Clarissa Bronfman’s Positive Messages

Eclectic and empowering, the one-of-a-kind jewelry designed by Clarissa Bronfman celebrates diversity and tolerance.
Come see + shop Clarissa Bronfman jewelry at our PURIST POP UP at Westfield in Century City (10250 Santa Monica Boulevard) from March 21st until April 22nd, open 7 days a week.

By Jim Servin

The gorgeously layered charms and stones on Clarissa Bronfman’s necklaces and bracelets range from the precious and antique to the more common but no less compelling, creating a brilliant mashup of religious symbols—a cross, a Star of David, the word Allah written in Arabic, the Buddha, along with symbols of luck (clover, wishbone), healing (angel’s wings, peace signs), protection (the evil eye) and the occasional gothic reference (skulls, for representing long life).
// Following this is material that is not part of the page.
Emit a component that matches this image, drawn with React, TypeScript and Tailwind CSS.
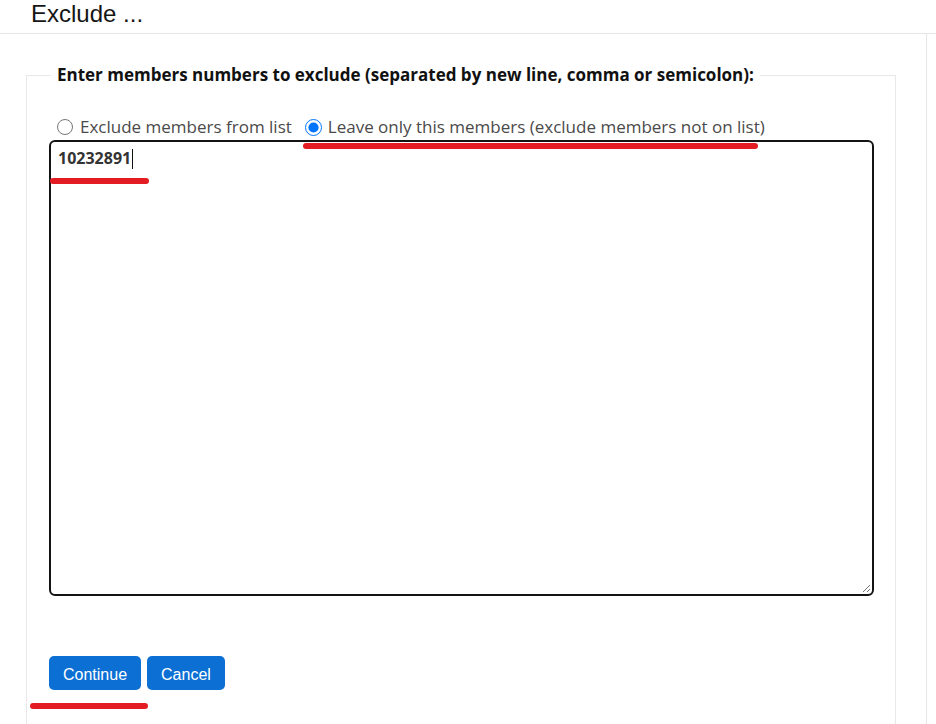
import React from "react";

function Mark({ className }: { className: string }) {
  return <span className={`absolute h-[6px] rounded-full bg-[#e31b23] ${className}`} />;
}

export default function App() {
  return (
    <div className="relative w-[936px] h-[724px] overflow-hidden bg-white font-['Open_Sans',sans-serif]">
      <div className="h-[34px] border-b border-[#e6e6e6] pl-[31px]">
        <h1 className="font-['Liberation_Sans',Arial,sans-serif] text-[24px] leading-[28px] text-[#151515]">
          Exclude ...
        </h1>
      </div>

      <div className="w-[927px] h-[690px] border-r border-[#e6e6e6] pt-[30px]">
        <fieldset className="ml-[26px] w-[870px] h-[700px] border border-[#e8e8e8] pl-[22px]">
          <legend className="ml-[2px] px-[6px] text-[17px] leading-[22px] font-bold text-[#111]">
            Enter members numbers to exclude (separated by new line, comma or semicolon):
          </legend>

          <div className="mt-[29px] pl-[8px] flex items-center text-[17px] leading-[24px] text-[#4a4a4a]">
            <label className="flex items-center">
              <input type="radio" name="mode" className="m-0 w-[16px] h-[16px] accent-[#0075ff]" readOnly />
              <span className="ml-[7px]">Exclude members from list</span>
            </label>
            <label className="flex items-center ml-[13px]">
              <input type="radio" name="mode" className="m-0 w-[17px] h-[17px] accent-[#0075ff]" defaultChecked />
              <span className="ml-[6px]">Leave only this members (exclude members not on list)</span>
            </label>
          </div>

          <div className="relative mt-[1px] w-[825px] h-[456px] rounded-[6px] border-2 border-[#141414] px-[7px] pt-[4px]">
            <span className="text-[16px] leading-[24px] font-bold text-[#333]">10232891</span>
            <span className="inline-block align-middle w-px h-[20px] bg-[#111] ml-px -mt-[2px]" />
            <svg className="absolute right-[1px] bottom-[1px]" width="10" height="10" viewBox="0 0 10 10">
              <path d="M9 2 L2 9 M9 6 L6 9" stroke="#777" strokeWidth="1" />
            </svg>
          </div>

          <div className="mt-[60px] flex gap-[6px] font-['Liberation_Sans',Arial,sans-serif] text-[16px]">
            <button className="h-[34px] px-[14px] pt-[3px] rounded-[5px] bg-[#0b6fd4] text-white">Continue</button>
            <button className="h-[34px] px-[14px] pt-[3px] rounded-[5px] bg-[#0b6fd4] text-white">Cancel</button>
          </div>
        </fieldset>
      </div>

      <Mark className="left-[303px] top-[143px] w-[455px]" />
      <Mark className="left-[50px] top-[178px] w-[99px]" />
      <Mark className="left-[30px] top-[703px] w-[118px]" />
    </div>
  );
}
“Whoever wears my necklaces,” Bronfman says, “I tell them, ‘Don’t expect that everything is precious.’ That’s not what I want to do. I’ll add simple stones, a small piece of acrylic, bone, to give importance to certain pieces that are not precious, but beautiful. It’s the high end and the low end, the very sophisticated charm—like the cash register that opens a drawer with miniature coins inside—to a simple wishbone made out of bone, or a shell. I believe that you can wear a Saint Laurent jacket with jeans and sneakers. That’s how I dress. That’s the way I have my homes.”

Clarissa Bronfman Photo by Jason Schmidt

Raised Catholic in Venezuela, the jewelry designer “ended up marrying a Jewish man with African-American kids,” she says of Edgar Bronfman Jr., former chairman and CEO of Warner Music Group, now a private equity investor, with whom she has four children. “Between my heritage and my family life, I couldn’t have gotten more diverse.”

Her jewelry design venture began five years ago when Bronfman inherited an antique pendant brooch, charms and gems, and decided to give them a more modern feel by making them into a necklace. Later, the necklace evolved to feature clasps so that parts could be detached and worn separately as smaller necklaces or bracelets. The success of those early pieces motivated Bronfman to seek out more charms in antique shows and vintage stores, to create luxuriously totemic earrings, bracelets and rings, and eventually to expand her work space over to a studio near her Upper East Side apartment.

Of course Bronfman, a MoMA and Guggenheim board member, integrates her love of modern art into her designs. “Constant visual feeding for me is everything,” she says. Her favorites include works by Kandinsky, Cartier-Bresson, Frankenthaler and Dalí.

A dedicated photographer, Bronfman’s recent trek to Antarctica with a group led by National Geographic has given her new artistic inspiration: “It is so breathtaking there, so majestic,” she says. “It’s very regal, and also extremely challenging. What can come out of that?Maybe a ring with an amazing rock of the purest blue. Being there, you just cut away from everything and get into the mood of perfect nature.”